[Entries from a dataset]
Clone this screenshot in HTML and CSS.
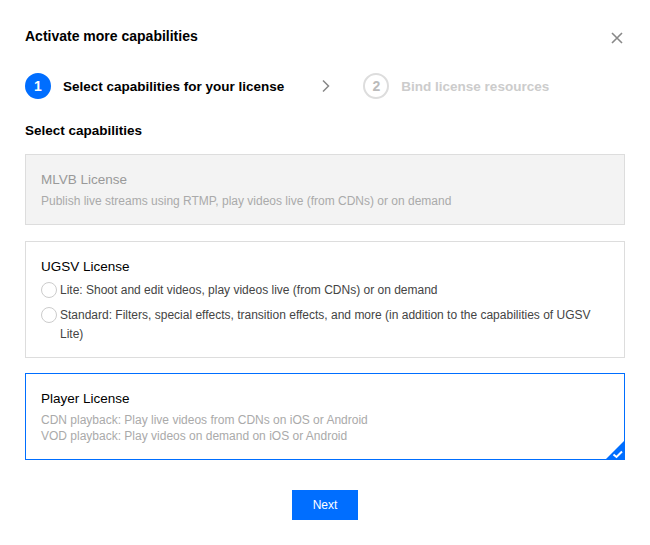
FILE: index.html
```html
<!DOCTYPE html>
<html>
<head>
<meta charset="utf-8">
<link rel="stylesheet" href="styles.css">
</head>
<body>
<div class="dialog">
  <div class="header">
    <div class="title">Activate more capabilities</div>
    <svg class="close" width="14" height="14" viewBox="0 0 14 14"><path d="M2 2L12 12M12 2L2 12" stroke="#888" stroke-width="1.6" fill="none"/></svg>
  </div>
  <div class="steps">
    <div class="step active"><span class="num">1</span><span class="label">Select capabilities for your license</span></div>
    <svg class="chev" width="10" height="14" viewBox="0 0 10 14"><path d="M2 1.5L7.5 7L2 12.5" stroke="#888" stroke-width="1.5" fill="none"/></svg>
    <div class="step"><span class="num">2</span><span class="label">Bind license resources</span></div>
  </div>
  <div class="section">Select capabilities</div>
  <div class="card disabled">
    <div class="card-title">MLVB License</div>
    <div class="desc">Publish live streams using RTMP, play videos live (from CDNs) or on demand</div>
  </div>
  <div class="card ugsv">
    <div class="card-title">UGSV License</div>
    <div class="radio"><span class="dot"></span><span>Lite: Shoot and edit videos, play videos live (from CDNs) or on demand</span></div>
    <div class="radio"><span class="dot"></span><span>Standard: Filters, special effects, transition effects, and more (in addition to the capabilities of UGSV Lite)</span></div>
  </div>
  <div class="card selected">
    <div class="card-title">Player License</div>
    <div class="desc light">CDN playback: Play live videos from CDNs on iOS or Android</div>
    <div class="desc light">VOD playback: Play videos on demand on iOS or Android</div>
    <svg class="corner" width="20" height="20" viewBox="0 0 20 20"><path d="M20 0L20 20L0 20Z" fill="#006eff"/><path d="M8.5 14.5L11.5 17L17 11.5" stroke="#fff" stroke-width="2" fill="none"/></svg>
  </div>
  <div class="footer"><button class="btn">Next</button></div>
</div>
</body>
</html>
```
FILE: styles.css
```css
* { box-sizing: border-box; }
html, body { margin: 0; padding: 0; background: #fff; }
body { font-family: "Liberation Sans", Arial, sans-serif; color: #000; }
.dialog { width: 650px; height: 545px; padding: 27px 25px 0 25px; }
.header { display: flex; justify-content: space-between; align-items: center; height: 18px; }
.title { font-size: 14px; font-weight: bold; color: #000; }
.close { margin-right: 1px; margin-top: 4px; }
.steps { display: flex; align-items: center; margin-top: 27px; height: 28px; }
.step { display: flex; align-items: center; }
.num { width: 26px; height: 26px; border-radius: 50%; display: flex; align-items: center; justify-content: center; font-size: 14px; font-weight: bold; border: 2px solid #ddd; color: #bbb; }
.step.active .num { background: #006eff; border-color: #006eff; color: #fff; }
.label { margin-left: 12px; font-size: 13.5px; font-weight: bold; color: #ccc; }
.step.active .label { color: #000; }
.chev { margin-left: 37px; margin-right: 32px; }
.section { margin-top: 23px; font-size: 13.5px; font-weight: bold; height: 16px; }
.card { position: relative; border: 1px solid #ddd; padding: 16px 15px 16px 15px; margin-top: 16px; }
.card.disabled { background: #f3f3f3; margin-top: 15px; padding-bottom: 15px; }
.card.disabled .card-title { color: #999; }
.card.disabled .desc { color: #aaa; }
.card.ugsv { padding-bottom: 13px; }
.card.ugsv .card-title { margin-bottom: 5px; }
.card.selected { border-color: #006eff; padding-bottom: 15px; margin-top: 15px; }
.card-title { font-size: 13.5px; line-height: 18px; color: #000; margin-bottom: 4px; }
.desc { font-size: 12px; line-height: 16px; color: #888; }
.desc.light { color: #aaa; }
.radio { display: flex; align-items: flex-start; font-size: 12px; line-height: 19px; color: #444; margin-top: 2px; }
.radio + .radio { margin-top: 6px; }
.dot { flex: none; width: 16px; height: 16px; border: 1px solid #ccc; border-radius: 50%; margin-right: 3px; margin-top: 1px; }
.corner { position: absolute; right: -1px; bottom: -1px; }
.footer { display: flex; justify-content: center; margin-top: 30px; }
.btn { width: 66px; height: 30px; background: #006eff; border: none; color: #fff; font-family: "Liberation Sans", Arial, sans-serif; font-size: 12px; padding: 0; }
```
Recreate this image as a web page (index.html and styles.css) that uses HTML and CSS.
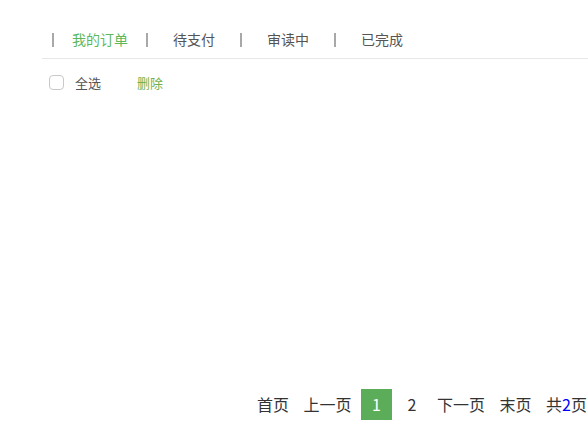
FILE: index.html
```html
<!DOCTYPE html>
<html lang="zh-CN">
<head>
<meta charset="utf-8">
<title>我的订单</title>
<link rel="stylesheet" href="styles.css">
</head>
<body>
<div class="page">
  <nav class="tabs">
    <a class="tab active">我的订单</a>
    <a class="tab">待支付</a>
    <a class="tab">审读中</a>
    <a class="tab">已完成</a>
  </nav>
  <div class="toolbar">
    <label class="check-all"><span class="checkbox"></span><span class="check-text">全选</span></label>
    <a class="delete">删除</a>
  </div>
  <div class="order-list"></div>
  <div class="pager">
    <a class="pg">首页</a>
    <a class="pg">上一页</a>
    <a class="pg num current">1</a>
    <a class="pg num">2</a>
    <a class="pg">下一页</a>
    <a class="pg">末页</a>
    <span class="pg">共<em class="total">2</em>页</span>
  </div>
</div>
</body>
</html>
```
FILE: styles.css
```css
html, body {
  margin: 0;
  padding: 0;
  background: #fff;
  overflow: hidden;
}
body {
  font-family: "Noto Sans CJK SC", "Noto Sans", sans-serif;
  color: #555;
}
.page {
  width: 588px;
  height: 433px;
  padding-left: 42px;
  box-sizing: border-box;
}
.tabs {
  display: flex;
  padding-top: 33px;
  padding-bottom: 11px;
  border-bottom: 1px solid #e8e8e8;
}
.tab {
  box-sizing: border-box;
  width: 94px;
  height: 14px;
  line-height: 13px;
  border-left: 2px solid #a8a8a8;
  text-align: center;
  font-size: 14px;
  color: #555;
}
.tab:first-child {
  margin-left: 10px;
}
.tab.active {
  color: #5cb85c;
}
.toolbar {
  display: flex;
  align-items: center;
  margin-top: 16px;
  height: 15px;
  padding-left: 7px;
  font-size: 13px;
}
.check-all {
  display: flex;
  align-items: center;
}
.checkbox {
  box-sizing: border-box;
  width: 15px;
  height: 15px;
  border: 1px solid #c8c8c8;
  border-radius: 4px;
}
.check-text {
  margin-left: 11px;
  color: #555;
}
.delete {
  margin-left: 36px;
  color: #74b04c;
}
.order-list {
  height: 299px;
}
.pager {
  display: flex;
  justify-content: flex-end;
  gap: 4.5px;
  margin-right: -4px;
  font-size: 16px;
  color: #333;
}
.pg {
  height: 31px;
  line-height: 31px;
  padding: 0 5px;
  white-space: nowrap;
}
.pg.num {
  width: 31px;
  padding: 0;
  text-align: center;
}
.pg.current {
  background: #5cad5a;
  color: #fff;
}
.total {
  font-style: normal;
  color: #0000ff;
}
```
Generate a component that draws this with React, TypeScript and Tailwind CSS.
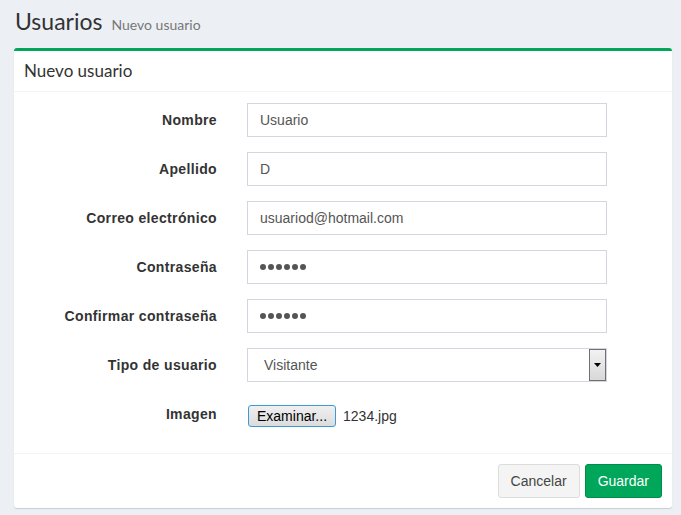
import React from "react";

const Row = ({ label, children }: { label: string; children: React.ReactNode }) => (
  <div className="flex mb-[15px]">
    <div className="w-[218px] pr-[15px] pt-[7px] text-right text-[14px] font-bold text-[#333] leading-[20px] tracking-[0.35px]">{label}</div>
    <div className="w-[390px] pl-[15px] pr-[15px]">{children}</div>
  </div>
);

const Input = ({ value, pw }: { value: string; pw?: boolean }) => (
  <div className="h-[34px] border border-[#d2d6de] bg-white px-[12px] flex items-center text-[14px] text-[#555]">
    {pw ? (
      <span className="flex gap-[2px]">
        {Array.from({ length: 6 }).map((_, i) => (
          <span key={i} className="w-[6px] h-[6px] rounded-full bg-[#555] inline-block" />
        ))}
      </span>
    ) : (
      value
    )}
  </div>
);

export default function App() {
  return (
    <div className="min-h-[515px] bg-[#ecf0f5] pt-[6px] pb-[6px]" style={{ fontFamily: '"Liberation Sans", Arial, sans-serif' }}>
      <div className="pl-[15px] flex items-baseline gap-[9px] h-[36px]" style={{ fontFamily: 'Lato, "Open Sans", sans-serif' }}>
        <span className="text-[23px] text-[#333] leading-[30px]">Usuarios</span>
        <span className="text-[14px] text-[#777]">Nuevo usuario</span>
      </div>
      <div className="mt-[6px] ml-[14px] w-[658px] bg-white border-t-[3px] border-[#00a65a] rounded-[3px] shadow-[0_1px_1px_rgba(0,0,0,0.15)]">
        <div className="h-[41px] border-b border-[#f4f4f4] pl-[10px] flex items-center" style={{ fontFamily: 'Lato, "Open Sans", sans-serif' }}>
          <span className="text-[17px] text-[#333]">Nuevo usuario</span>
        </div>
        <div className="pt-[11px] pb-[11px]">
          <Row label="Nombre"><Input value="Usuario" /></Row>
          <Row label="Apellido"><Input value="D" /></Row>
          <Row label="Correo electrónico"><Input value="usuariod@hotmail.com" /></Row>
          <Row label="Contraseña"><Input value="" pw /></Row>
          <Row label="Confirmar contraseña"><Input value="" pw /></Row>
          <Row label="Tipo de usuario">
            <div className="h-[34px] border border-[#d2d6de] bg-white flex items-center text-[14px] text-[#555] relative">
              <span className="pl-[16px] flex-1">Visitante</span>
              <div className="mr-[0px] w-[17px] h-[32px] border border-[#707070] bg-gradient-to-b from-[#f2f2f2] to-[#d8d8d8] flex items-center justify-center">
                <svg width="7" height="4" viewBox="0 0 7 4"><path d="M0 0h7L3.5 4z" fill="#000" /></svg>
              </div>
            </div>
          </Row>
          <div className="flex mb-[15px]">
            <div className="w-[218px] pr-[15px] pt-[7px] text-right text-[14px] font-bold text-[#333] leading-[20px] tracking-[0.35px]">Imagen</div>
            <div className="pl-[16px] pt-[8px] flex items-center gap-[7px]">
              <div className="h-[22px] px-[8px] border border-[#3c9bd6] rounded-[3px] bg-gradient-to-b from-[#f0f0f0] to-[#dcdcdc] text-[14px] text-black flex items-center">Examinar...</div>
              <span className="text-[14px] text-[#333]">1234.jpg</span>
            </div>
          </div>
        </div>
        <div className="border-t border-[#f4f4f4] px-[10px] py-[10px] flex justify-end gap-[5px]">
          <button className="h-[34px] px-[12px] border border-[#ddd] bg-[#f4f4f4] rounded-[3px] text-[14px] text-[#444]">Cancelar</button>
          <button className="h-[34px] px-[12px] border border-[#008d4c] bg-[#00a65a] rounded-[3px] text-[14px] text-white">Guardar</button>
        </div>
      </div>
    </div>
  );
}
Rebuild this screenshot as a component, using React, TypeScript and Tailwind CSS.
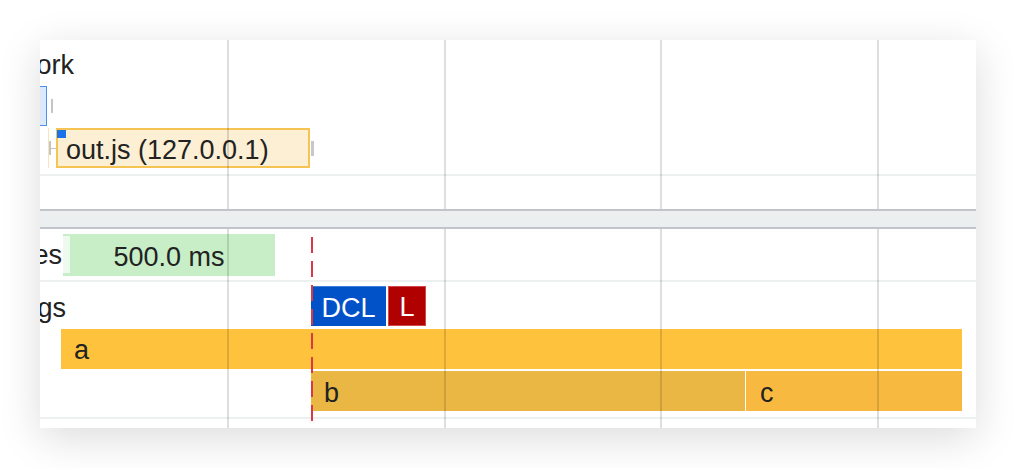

**What is needed**. Report every line in the data above in which the word "TypeScript" appears.

**Answer for this exercise**.
Generate a component that draws this with React, TypeScript and Tailwind CSS.
Rebuild this screenshot as a component, using React, TypeScript and Tailwind CSS.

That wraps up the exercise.